WHAT THE EXERCISE ASKS -
Copy out the entries in full and with complete accuracy; pictures are excluded.

RECORDS TO USE -

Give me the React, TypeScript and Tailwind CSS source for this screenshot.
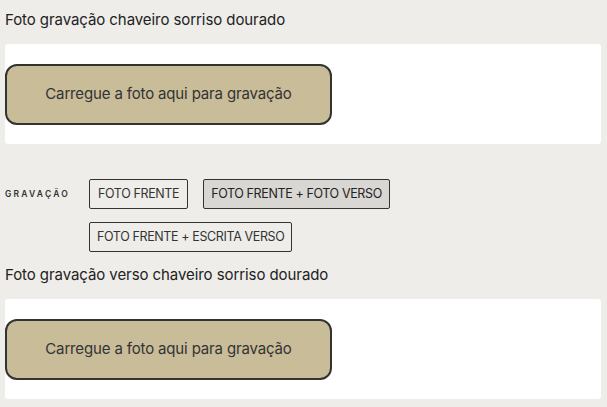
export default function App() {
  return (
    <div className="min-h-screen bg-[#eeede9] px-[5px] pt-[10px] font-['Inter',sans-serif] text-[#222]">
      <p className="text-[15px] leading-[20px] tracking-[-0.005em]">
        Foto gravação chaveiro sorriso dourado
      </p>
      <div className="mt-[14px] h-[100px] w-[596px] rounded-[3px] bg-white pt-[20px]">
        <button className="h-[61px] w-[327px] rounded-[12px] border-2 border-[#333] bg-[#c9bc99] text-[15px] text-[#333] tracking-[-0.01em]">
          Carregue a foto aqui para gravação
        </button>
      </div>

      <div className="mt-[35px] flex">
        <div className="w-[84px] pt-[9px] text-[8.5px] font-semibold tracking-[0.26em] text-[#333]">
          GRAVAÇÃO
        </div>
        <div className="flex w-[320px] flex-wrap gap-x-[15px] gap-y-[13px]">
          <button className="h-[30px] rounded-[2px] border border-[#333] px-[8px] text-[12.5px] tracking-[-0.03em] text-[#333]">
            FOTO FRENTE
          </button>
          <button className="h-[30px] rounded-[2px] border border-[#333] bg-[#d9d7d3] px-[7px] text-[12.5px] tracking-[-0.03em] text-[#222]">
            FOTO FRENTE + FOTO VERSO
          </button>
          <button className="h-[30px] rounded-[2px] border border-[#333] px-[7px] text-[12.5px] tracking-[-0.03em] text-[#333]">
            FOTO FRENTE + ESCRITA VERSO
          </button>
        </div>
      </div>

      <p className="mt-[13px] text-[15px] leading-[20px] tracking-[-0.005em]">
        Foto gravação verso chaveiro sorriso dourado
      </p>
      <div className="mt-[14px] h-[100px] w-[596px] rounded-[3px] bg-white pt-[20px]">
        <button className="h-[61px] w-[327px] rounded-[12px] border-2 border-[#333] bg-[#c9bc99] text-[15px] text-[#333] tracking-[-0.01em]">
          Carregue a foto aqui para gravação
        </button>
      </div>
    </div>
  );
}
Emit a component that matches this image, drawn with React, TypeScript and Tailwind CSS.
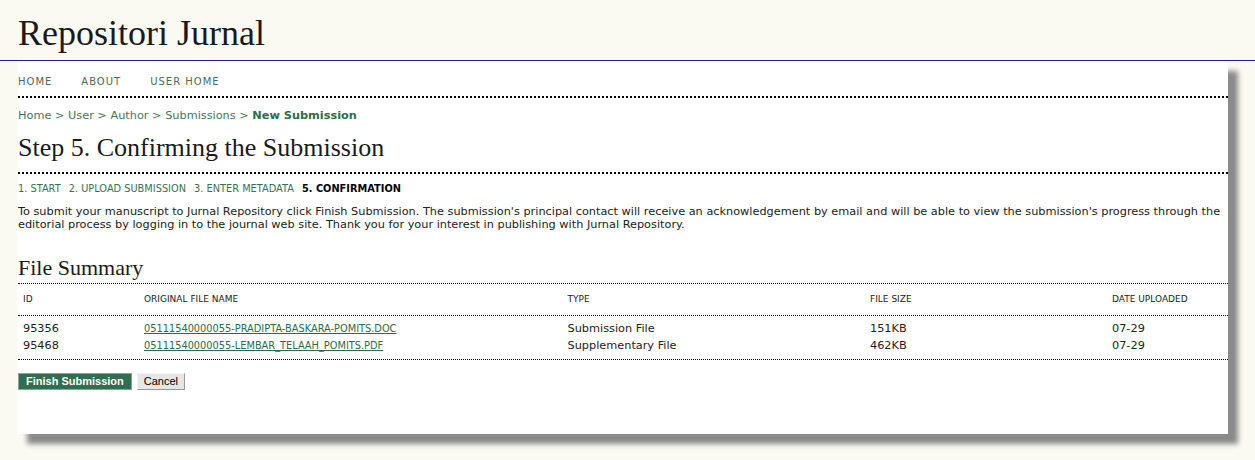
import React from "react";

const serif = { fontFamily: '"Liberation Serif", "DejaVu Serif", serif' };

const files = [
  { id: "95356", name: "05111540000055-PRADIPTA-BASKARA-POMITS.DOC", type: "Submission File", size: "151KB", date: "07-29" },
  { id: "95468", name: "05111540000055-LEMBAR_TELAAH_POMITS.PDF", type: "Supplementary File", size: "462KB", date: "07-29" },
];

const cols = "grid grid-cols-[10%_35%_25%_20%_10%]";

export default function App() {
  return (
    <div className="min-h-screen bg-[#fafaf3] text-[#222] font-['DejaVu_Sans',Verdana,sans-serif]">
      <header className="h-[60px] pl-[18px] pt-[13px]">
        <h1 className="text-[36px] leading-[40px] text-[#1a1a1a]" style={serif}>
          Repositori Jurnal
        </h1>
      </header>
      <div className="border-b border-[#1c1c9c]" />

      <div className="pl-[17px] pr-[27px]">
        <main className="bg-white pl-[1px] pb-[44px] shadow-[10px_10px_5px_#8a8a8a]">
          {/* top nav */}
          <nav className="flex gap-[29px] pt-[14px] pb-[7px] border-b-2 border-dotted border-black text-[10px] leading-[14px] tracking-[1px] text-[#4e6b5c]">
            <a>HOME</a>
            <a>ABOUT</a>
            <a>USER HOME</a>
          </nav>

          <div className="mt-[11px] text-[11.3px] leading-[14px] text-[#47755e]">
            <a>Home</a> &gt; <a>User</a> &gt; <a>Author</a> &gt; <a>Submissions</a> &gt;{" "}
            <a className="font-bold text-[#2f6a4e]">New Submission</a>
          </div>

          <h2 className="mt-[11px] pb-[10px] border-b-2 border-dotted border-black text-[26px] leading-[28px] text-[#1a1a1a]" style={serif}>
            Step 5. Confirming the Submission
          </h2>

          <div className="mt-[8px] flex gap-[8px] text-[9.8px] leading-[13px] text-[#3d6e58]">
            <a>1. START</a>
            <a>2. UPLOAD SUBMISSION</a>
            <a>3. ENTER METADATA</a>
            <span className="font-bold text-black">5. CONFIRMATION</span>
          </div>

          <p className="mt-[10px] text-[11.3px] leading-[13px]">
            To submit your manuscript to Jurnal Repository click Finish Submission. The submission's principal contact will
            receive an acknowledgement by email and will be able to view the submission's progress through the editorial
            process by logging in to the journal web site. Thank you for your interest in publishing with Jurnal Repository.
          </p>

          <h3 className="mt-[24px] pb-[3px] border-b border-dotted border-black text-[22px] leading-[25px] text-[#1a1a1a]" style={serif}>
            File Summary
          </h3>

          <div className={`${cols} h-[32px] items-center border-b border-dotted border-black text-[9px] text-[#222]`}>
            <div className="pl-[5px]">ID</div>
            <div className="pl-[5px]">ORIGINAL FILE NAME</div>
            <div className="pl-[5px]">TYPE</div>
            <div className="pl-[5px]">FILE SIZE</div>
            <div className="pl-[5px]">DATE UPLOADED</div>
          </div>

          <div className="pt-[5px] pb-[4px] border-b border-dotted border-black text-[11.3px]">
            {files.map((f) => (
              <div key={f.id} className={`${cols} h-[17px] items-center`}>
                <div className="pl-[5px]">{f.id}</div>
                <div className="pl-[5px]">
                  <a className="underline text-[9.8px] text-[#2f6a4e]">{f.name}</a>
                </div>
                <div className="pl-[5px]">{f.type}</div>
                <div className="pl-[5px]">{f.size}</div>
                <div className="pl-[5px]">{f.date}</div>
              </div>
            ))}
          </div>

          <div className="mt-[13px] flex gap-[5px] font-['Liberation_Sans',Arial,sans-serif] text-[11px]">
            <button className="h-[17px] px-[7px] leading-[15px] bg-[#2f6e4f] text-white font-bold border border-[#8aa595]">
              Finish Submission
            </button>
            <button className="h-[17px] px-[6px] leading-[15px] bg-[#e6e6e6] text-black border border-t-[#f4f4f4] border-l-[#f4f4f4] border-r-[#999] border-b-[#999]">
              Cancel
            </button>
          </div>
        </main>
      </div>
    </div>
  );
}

RESPONSE -
Give me the React, TypeScript and Tailwind CSS source for this screenshot.
export default function App() {
  return (
    <div className="min-h-screen bg-[#eeede9] px-[5px] pt-[10px] font-['Inter',sans-serif] text-[#222]">
      <p className="text-[15px] leading-[20px] tracking-[-0.005em]">
        Foto gravação chaveiro sorriso dourado
      </p>
      <div className="mt-[14px] h-[100px] w-[596px] rounded-[3px] bg-white pt-[20px]">
        <button className="h-[61px] w-[327px] rounded-[12px] border-2 border-[#333] bg-[#c9bc99] text-[15px] text-[#333] tracking-[-0.01em]">
          Carregue a foto aqui para gravação
        </button>
      </div>

      <div className="mt-[35px] flex">
        <div className="w-[84px] pt-[9px] text-[8.5px] font-semibold tracking-[0.26em] text-[#333]">
          GRAVAÇÃO
        </div>
        <div className="flex w-[320px] flex-wrap gap-x-[15px] gap-y-[13px]">
          <button className="h-[30px] rounded-[2px] border border-[#333] px-[8px] text-[12.5px] tracking-[-0.03em] text-[#333]">
            FOTO FRENTE
          </button>
          <button className="h-[30px] rounded-[2px] border border-[#333] bg-[#d9d7d3] px-[7px] text-[12.5px] tracking-[-0.03em] text-[#222]">
            FOTO FRENTE + FOTO VERSO
          </button>
          <button className="h-[30px] rounded-[2px] border border-[#333] px-[7px] text-[12.5px] tracking-[-0.03em] text-[#333]">
            FOTO FRENTE + ESCRITA VERSO
          </button>
        </div>
      </div>

      <p className="mt-[13px] text-[15px] leading-[20px] tracking-[-0.005em]">
        Foto gravação verso chaveiro sorriso dourado
      </p>
      <div className="mt-[14px] h-[100px] w-[596px] rounded-[3px] bg-white pt-[20px]">
        <button className="h-[61px] w-[327px] rounded-[12px] border-2 border-[#333] bg-[#c9bc99] text-[15px] text-[#333] tracking-[-0.01em]">
          Carregue a foto aqui para gravação
        </button>
      </div>
    </div>
  );
}
Emit a component that matches this image, drawn with React, TypeScript and Tailwind CSS.
import React from "react";

const serif = { fontFamily: '"Liberation Serif", "DejaVu Serif", serif' };

const files = [
  { id: "95356", name: "05111540000055-PRADIPTA-BASKARA-POMITS.DOC", type: "Submission File", size: "151KB", date: "07-29" },
  { id: "95468", name: "05111540000055-LEMBAR_TELAAH_POMITS.PDF", type: "Supplementary File", size: "462KB", date: "07-29" },
];

const cols = "grid grid-cols-[10%_35%_25%_20%_10%]";

export default function App() {
  return (
    <div className="min-h-screen bg-[#fafaf3] text-[#222] font-['DejaVu_Sans',Verdana,sans-serif]">
      <header className="h-[60px] pl-[18px] pt-[13px]">
        <h1 className="text-[36px] leading-[40px] text-[#1a1a1a]" style={serif}>
          Repositori Jurnal
        </h1>
      </header>
      <div className="border-b border-[#1c1c9c]" />

      <div className="pl-[17px] pr-[27px]">
        <main className="bg-white pl-[1px] pb-[44px] shadow-[10px_10px_5px_#8a8a8a]">
          {/* top nav */}
          <nav className="flex gap-[29px] pt-[14px] pb-[7px] border-b-2 border-dotted border-black text-[10px] leading-[14px] tracking-[1px] text-[#4e6b5c]">
            <a>HOME</a>
            <a>ABOUT</a>
            <a>USER HOME</a>
          </nav>

          <div className="mt-[11px] text-[11.3px] leading-[14px] text-[#47755e]">
            <a>Home</a> &gt; <a>User</a> &gt; <a>Author</a> &gt; <a>Submissions</a> &gt;{" "}
            <a className="font-bold text-[#2f6a4e]">New Submission</a>
          </div>

          <h2 className="mt-[11px] pb-[10px] border-b-2 border-dotted border-black text-[26px] leading-[28px] text-[#1a1a1a]" style={serif}>
            Step 5. Confirming the Submission
          </h2>

          <div className="mt-[8px] flex gap-[8px] text-[9.8px] leading-[13px] text-[#3d6e58]">
            <a>1. START</a>
            <a>2. UPLOAD SUBMISSION</a>
            <a>3. ENTER METADATA</a>
            <span className="font-bold text-black">5. CONFIRMATION</span>
          </div>

          <p className="mt-[10px] text-[11.3px] leading-[13px]">
            To submit your manuscript to Jurnal Repository click Finish Submission. The submission's principal contact will
            receive an acknowledgement by email and will be able to view the submission's progress through the editorial
            process by logging in to the journal web site. Thank you for your interest in publishing with Jurnal Repository.
          </p>

          <h3 className="mt-[24px] pb-[3px] border-b border-dotted border-black text-[22px] leading-[25px] text-[#1a1a1a]" style={serif}>
            File Summary
          </h3>

          <div className={`${cols} h-[32px] items-center border-b border-dotted border-black text-[9px] text-[#222]`}>
            <div className="pl-[5px]">ID</div>
            <div className="pl-[5px]">ORIGINAL FILE NAME</div>
            <div className="pl-[5px]">TYPE</div>
            <div className="pl-[5px]">FILE SIZE</div>
            <div className="pl-[5px]">DATE UPLOADED</div>
          </div>

          <div className="pt-[5px] pb-[4px] border-b border-dotted border-black text-[11.3px]">
            {files.map((f) => (
              <div key={f.id} className={`${cols} h-[17px] items-center`}>
                <div className="pl-[5px]">{f.id}</div>
                <div className="pl-[5px]">
                  <a className="underline text-[9.8px] text-[#2f6a4e]">{f.name}</a>
                </div>
                <div className="pl-[5px]">{f.type}</div>
                <div className="pl-[5px]">{f.size}</div>
                <div className="pl-[5px]">{f.date}</div>
              </div>
            ))}
          </div>

          <div className="mt-[13px] flex gap-[5px] font-['Liberation_Sans',Arial,sans-serif] text-[11px]">
            <button className="h-[17px] px-[7px] leading-[15px] bg-[#2f6e4f] text-white font-bold border border-[#8aa595]">
              Finish Submission
            </button>
            <button className="h-[17px] px-[6px] leading-[15px] bg-[#e6e6e6] text-black border border-t-[#f4f4f4] border-l-[#f4f4f4] border-r-[#999] border-b-[#999]">
              Cancel
            </button>
          </div>
        </main>
      </div>
    </div>
  );
}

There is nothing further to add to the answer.